Last updated: September 15, 2024
Place
Glen Haven General Store
Gifts/Souvenirs/Books, Historical/Interpretive Information/Exhibits, Information - Maps Available, Information - Park Newspaper Available, Information - Ranger/Staff Member Present, Restroom
Closed for the 2024 Season
The Glen Haven General Store is an America's National Parks sales area. It features t-shirts, sweatshirts, hats, nature games, postcards, books, videos, and convenience items. Public restrooms and vending machines are available nearby during the summer.

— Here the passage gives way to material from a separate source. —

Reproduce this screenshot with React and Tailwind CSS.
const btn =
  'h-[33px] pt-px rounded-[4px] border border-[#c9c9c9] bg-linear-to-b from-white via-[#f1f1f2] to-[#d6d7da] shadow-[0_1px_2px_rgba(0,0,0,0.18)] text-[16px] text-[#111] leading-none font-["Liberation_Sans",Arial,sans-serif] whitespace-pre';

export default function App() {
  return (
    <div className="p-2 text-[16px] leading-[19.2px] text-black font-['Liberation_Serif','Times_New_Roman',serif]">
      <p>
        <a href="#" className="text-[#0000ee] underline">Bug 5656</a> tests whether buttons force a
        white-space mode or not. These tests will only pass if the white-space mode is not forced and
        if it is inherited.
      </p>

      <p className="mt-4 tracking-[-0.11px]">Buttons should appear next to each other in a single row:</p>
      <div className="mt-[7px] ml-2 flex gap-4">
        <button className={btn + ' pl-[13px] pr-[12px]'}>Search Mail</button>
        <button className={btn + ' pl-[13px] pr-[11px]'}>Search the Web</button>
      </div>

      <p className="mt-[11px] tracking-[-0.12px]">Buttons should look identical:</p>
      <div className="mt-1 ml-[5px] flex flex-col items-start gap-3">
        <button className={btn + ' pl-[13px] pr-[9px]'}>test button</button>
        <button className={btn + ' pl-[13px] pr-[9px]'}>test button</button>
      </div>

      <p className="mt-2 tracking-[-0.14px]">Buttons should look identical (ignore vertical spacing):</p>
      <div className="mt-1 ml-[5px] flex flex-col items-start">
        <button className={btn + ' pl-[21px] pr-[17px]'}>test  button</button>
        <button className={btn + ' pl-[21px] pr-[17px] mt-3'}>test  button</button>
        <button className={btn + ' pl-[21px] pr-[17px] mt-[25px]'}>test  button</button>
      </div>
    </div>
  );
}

Glen Haven General Store History
There was only one place in the late 19th century and 20th century that provided the necessities for life-meat, produce, fabrics, communication and tools: the General Store. It was the hub of D.H. Day's company. The lumbermen and dock workers were paid in company "scrip" so they could only shop at this store. At different times in its history, the store served as a post office, ticket and freight office for steamers, telegraph station, lumber salesroom, real estate office, and U.S. weather station. It was the nerve center in the hustle and bustle of the town. D.H. Day's own wife refused to live in the large home he built her and insisted instead on living above the store.
Behind the store were an icehouse, granary, slaughterhouse, and croquet lawn.
What could you buy at the store? Flour, coffee, sugar, canned milk, prepared foods, cleaners, candy; local milk, butter, eggs, fruit, and vegetables; cloth, clothes, shoes, hats, gloves, and bedding; tools, building materials, household items, toys, and farm implements; smoking, chewing, and pipe tobacco; patent medicine for humans and animals; gasoline, oil, tires, inner tubes, pumps, and spark plugs; post cards, booklets, picnic baskets, camping gear, fishing poles, nets; and Native American baskets, birch bark and quill work.
Gasoline was purchased from the gasoline pump in front of the store. Gas was pumped into the glass cylinder atop the pump, which was marked in gallons like an oversized beaker and then drained via a release valve through a hose into the car or truck's tank.
The General Store currently sells snacks and souvenirs and offers a small exhibit about D. H. Day.